Exercise prompt: Copy, in full, each line of the material that holds the word "React".
━━━━━━━━━━━━━━━━
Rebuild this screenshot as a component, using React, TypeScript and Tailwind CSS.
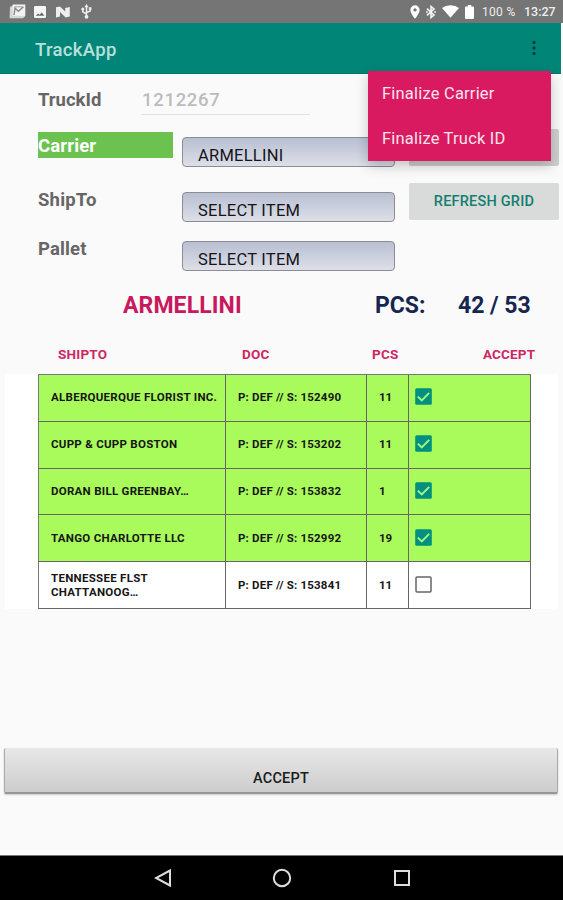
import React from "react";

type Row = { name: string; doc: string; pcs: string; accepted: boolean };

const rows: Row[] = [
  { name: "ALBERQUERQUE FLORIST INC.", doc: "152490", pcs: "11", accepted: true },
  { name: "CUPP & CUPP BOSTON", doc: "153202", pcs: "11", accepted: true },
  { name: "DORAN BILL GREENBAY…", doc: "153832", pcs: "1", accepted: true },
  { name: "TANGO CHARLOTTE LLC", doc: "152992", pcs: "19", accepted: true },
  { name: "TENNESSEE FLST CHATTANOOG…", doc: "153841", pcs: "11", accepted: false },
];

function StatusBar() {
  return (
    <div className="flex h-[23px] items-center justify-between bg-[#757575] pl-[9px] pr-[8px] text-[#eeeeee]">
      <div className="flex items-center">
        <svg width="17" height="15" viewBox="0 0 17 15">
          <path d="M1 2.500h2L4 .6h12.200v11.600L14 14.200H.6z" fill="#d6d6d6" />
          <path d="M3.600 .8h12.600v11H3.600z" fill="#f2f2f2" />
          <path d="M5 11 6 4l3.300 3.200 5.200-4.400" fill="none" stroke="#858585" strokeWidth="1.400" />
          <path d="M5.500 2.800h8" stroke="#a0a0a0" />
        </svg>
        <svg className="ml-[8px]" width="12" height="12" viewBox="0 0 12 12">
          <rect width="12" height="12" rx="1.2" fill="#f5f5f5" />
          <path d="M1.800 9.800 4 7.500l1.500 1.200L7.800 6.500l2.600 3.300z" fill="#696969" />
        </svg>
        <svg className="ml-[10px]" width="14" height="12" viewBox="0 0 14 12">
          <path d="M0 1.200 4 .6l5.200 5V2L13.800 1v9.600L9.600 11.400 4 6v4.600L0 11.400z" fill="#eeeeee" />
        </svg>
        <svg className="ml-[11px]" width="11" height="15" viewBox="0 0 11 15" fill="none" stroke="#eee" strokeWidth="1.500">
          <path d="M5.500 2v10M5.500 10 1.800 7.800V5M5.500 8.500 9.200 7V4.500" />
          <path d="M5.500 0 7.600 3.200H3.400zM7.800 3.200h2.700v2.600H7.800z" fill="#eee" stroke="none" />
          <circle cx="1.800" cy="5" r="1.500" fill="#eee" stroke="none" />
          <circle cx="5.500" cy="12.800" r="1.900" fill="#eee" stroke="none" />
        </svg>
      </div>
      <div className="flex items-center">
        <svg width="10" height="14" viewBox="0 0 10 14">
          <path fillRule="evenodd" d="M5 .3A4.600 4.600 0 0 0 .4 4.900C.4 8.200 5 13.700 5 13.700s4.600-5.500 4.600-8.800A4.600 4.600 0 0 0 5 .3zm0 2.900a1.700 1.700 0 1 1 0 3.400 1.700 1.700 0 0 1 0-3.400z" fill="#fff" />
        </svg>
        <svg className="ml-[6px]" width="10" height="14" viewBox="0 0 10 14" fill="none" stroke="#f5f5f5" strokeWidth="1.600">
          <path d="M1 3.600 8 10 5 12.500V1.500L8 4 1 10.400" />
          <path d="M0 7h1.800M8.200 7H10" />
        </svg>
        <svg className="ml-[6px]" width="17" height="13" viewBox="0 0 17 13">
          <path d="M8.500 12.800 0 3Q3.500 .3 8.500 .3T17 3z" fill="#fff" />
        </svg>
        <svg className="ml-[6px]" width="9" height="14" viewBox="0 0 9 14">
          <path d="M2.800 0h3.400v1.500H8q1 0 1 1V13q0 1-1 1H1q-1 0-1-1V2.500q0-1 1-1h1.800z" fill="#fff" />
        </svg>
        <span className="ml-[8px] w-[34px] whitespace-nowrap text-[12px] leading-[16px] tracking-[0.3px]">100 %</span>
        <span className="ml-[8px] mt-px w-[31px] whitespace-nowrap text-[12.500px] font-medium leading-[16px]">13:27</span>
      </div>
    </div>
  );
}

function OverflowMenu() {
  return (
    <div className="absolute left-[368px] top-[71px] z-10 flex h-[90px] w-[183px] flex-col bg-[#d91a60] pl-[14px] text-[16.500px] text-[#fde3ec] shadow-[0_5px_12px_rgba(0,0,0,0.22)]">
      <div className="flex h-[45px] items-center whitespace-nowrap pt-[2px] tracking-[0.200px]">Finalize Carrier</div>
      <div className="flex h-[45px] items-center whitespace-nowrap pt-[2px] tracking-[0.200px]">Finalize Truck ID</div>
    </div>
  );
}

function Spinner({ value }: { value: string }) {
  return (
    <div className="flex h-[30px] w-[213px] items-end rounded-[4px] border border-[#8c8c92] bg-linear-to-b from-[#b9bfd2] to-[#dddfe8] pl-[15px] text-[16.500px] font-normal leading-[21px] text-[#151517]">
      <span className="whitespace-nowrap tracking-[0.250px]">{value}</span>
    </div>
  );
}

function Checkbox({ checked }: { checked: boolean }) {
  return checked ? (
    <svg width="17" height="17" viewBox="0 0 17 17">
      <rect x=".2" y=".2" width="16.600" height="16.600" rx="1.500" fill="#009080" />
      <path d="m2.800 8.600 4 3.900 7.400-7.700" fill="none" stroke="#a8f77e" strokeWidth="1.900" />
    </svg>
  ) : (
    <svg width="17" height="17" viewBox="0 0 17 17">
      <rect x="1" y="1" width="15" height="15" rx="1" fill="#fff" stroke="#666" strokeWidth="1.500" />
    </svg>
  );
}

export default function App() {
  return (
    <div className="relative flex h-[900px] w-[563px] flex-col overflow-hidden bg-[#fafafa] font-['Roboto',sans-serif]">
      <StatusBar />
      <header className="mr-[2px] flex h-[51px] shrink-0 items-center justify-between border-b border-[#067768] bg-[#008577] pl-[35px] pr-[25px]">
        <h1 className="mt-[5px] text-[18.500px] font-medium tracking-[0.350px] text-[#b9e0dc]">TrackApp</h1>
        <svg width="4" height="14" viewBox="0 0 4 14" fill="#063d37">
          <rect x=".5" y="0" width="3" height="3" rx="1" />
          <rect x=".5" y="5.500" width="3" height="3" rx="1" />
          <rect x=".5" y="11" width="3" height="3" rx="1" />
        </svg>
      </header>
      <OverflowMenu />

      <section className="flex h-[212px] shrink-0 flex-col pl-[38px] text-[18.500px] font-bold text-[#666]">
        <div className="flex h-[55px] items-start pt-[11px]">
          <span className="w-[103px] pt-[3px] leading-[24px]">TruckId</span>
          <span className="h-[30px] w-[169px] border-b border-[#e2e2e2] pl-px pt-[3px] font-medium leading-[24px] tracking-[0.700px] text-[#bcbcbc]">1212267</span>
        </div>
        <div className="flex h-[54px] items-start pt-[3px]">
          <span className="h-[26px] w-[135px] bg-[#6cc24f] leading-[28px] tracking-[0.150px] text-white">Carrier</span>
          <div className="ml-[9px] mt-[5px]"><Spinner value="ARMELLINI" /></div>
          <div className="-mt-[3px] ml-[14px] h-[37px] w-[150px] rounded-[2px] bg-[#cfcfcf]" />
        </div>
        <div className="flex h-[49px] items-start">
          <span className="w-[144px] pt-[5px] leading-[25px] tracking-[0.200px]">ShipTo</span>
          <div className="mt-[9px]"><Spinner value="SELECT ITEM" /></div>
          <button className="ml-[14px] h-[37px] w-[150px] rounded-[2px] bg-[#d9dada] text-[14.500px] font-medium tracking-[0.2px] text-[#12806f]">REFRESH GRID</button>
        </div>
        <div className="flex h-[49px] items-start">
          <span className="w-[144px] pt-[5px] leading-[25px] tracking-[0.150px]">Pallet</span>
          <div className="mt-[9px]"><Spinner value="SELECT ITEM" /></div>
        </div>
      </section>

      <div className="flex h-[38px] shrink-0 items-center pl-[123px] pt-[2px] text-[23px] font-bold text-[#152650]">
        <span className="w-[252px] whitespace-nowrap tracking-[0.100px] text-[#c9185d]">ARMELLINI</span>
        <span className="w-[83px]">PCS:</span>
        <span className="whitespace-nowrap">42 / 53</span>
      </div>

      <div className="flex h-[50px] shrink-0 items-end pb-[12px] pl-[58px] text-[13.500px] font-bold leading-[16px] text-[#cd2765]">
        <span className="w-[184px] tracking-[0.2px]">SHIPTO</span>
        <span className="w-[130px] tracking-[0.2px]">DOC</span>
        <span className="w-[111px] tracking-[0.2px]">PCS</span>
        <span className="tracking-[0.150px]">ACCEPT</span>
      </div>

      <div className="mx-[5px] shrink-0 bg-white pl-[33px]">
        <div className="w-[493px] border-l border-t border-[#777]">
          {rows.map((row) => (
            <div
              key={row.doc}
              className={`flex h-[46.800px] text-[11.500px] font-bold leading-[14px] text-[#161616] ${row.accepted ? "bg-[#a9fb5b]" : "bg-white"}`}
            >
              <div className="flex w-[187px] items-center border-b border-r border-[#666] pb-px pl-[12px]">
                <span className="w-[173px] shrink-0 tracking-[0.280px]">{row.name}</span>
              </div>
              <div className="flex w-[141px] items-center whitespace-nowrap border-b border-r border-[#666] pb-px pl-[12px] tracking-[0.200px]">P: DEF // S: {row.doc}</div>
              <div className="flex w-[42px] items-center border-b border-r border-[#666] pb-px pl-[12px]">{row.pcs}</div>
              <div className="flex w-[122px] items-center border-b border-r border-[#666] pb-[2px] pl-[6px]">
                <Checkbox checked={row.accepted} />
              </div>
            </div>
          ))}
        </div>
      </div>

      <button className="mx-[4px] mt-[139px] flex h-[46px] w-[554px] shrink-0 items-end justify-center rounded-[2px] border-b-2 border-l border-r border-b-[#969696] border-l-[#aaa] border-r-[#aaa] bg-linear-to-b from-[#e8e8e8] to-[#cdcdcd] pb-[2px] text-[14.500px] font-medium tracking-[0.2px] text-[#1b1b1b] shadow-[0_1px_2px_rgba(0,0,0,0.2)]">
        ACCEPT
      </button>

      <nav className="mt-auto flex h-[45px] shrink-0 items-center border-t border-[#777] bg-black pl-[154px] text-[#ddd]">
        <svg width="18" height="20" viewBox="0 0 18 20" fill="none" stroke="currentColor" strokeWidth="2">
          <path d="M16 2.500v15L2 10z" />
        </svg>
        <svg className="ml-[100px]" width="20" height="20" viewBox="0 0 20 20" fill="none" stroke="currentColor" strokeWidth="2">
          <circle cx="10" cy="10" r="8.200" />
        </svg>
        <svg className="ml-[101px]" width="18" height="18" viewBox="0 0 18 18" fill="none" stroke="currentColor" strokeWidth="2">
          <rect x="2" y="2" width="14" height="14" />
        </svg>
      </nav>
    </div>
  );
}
━━━━━━━━━━━━━━━━
Solution to this task:
Rebuild this screenshot as a component, using React, TypeScript and Tailwind CSS.
import React from "react";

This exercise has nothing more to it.